§ WHAT THE TASK ASKS
In the data below, find every line that has the string "styles", and copy it.

--- start of GIVEN RECORDS ---

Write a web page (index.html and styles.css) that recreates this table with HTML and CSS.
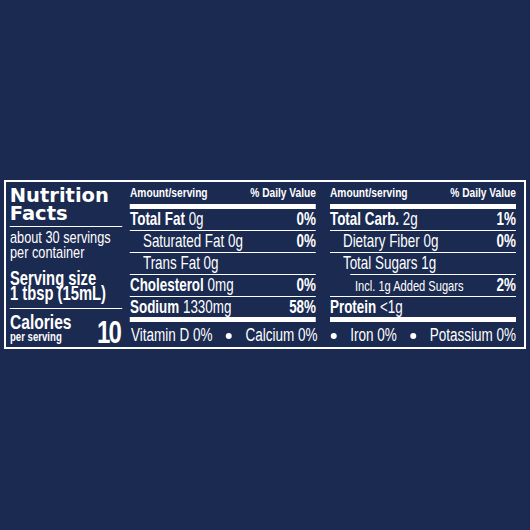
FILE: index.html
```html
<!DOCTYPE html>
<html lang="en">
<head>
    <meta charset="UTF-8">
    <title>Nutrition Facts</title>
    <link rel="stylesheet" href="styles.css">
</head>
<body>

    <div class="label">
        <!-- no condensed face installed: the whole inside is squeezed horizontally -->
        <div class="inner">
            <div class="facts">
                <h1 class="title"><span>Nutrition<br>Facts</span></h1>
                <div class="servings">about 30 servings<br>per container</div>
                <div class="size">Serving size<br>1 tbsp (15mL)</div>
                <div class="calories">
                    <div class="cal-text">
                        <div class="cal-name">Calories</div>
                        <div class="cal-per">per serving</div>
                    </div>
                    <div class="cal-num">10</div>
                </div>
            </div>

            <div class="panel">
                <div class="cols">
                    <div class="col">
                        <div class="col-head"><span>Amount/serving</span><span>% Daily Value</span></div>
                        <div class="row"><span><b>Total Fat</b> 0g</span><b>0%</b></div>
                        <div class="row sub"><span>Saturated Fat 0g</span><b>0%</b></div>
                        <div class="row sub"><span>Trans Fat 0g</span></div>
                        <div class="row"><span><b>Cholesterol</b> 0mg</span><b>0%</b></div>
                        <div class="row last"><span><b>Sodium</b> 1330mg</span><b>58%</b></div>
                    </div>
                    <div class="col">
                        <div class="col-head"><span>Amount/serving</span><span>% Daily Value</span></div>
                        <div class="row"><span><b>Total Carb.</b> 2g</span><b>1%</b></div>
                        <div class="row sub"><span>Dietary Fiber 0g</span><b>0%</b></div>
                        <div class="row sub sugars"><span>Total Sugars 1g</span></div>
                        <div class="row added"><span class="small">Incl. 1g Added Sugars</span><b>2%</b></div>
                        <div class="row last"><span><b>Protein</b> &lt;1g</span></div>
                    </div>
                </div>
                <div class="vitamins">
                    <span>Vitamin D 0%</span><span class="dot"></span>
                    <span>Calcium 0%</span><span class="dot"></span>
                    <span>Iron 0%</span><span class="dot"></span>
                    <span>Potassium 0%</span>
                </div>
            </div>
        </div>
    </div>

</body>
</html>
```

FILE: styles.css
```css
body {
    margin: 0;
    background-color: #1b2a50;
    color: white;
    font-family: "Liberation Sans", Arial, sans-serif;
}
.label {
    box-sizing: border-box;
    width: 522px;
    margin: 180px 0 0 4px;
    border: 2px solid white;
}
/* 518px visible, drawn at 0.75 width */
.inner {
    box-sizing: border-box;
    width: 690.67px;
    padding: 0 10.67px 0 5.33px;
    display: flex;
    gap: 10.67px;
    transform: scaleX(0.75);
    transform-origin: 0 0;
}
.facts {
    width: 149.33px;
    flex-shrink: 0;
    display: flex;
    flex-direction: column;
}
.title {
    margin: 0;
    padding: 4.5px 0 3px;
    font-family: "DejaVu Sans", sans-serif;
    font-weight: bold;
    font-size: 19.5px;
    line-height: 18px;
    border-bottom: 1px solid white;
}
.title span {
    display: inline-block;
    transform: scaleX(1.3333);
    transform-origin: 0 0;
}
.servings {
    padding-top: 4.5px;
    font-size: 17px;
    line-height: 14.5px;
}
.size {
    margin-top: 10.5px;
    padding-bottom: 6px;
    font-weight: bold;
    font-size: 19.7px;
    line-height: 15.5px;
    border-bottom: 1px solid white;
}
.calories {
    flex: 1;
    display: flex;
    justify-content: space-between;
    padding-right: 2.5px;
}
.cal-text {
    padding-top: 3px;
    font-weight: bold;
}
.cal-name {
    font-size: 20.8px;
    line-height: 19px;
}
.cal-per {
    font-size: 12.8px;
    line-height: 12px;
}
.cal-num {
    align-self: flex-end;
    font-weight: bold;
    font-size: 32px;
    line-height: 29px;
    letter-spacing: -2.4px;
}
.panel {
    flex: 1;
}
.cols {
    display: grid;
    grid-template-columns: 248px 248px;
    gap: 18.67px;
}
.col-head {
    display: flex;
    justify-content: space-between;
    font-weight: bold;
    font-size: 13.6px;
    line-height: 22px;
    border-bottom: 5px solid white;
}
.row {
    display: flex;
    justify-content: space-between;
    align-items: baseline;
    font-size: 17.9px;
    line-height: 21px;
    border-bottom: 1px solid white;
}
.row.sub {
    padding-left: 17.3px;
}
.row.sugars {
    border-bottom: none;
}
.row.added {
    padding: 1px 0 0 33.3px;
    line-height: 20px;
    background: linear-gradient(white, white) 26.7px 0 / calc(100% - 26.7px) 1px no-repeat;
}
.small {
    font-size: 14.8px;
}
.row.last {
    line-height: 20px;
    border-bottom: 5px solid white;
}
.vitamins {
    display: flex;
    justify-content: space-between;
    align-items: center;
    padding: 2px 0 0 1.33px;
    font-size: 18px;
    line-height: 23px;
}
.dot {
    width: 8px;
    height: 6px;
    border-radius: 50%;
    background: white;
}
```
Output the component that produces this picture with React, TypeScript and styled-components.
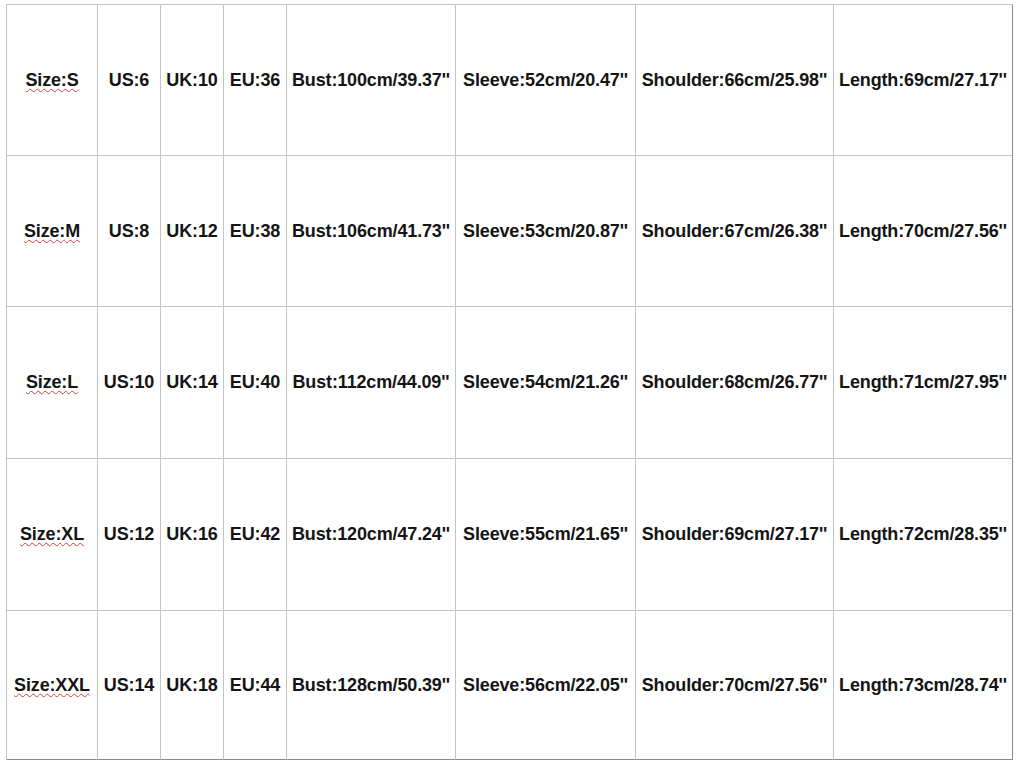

--- end of GIVEN RECORDS ---

§ THE RESPONSE
Write a web page (index.html and styles.css) that recreates this table with HTML and CSS.
    <link rel="stylesheet" href="styles.css">
FILE: styles.css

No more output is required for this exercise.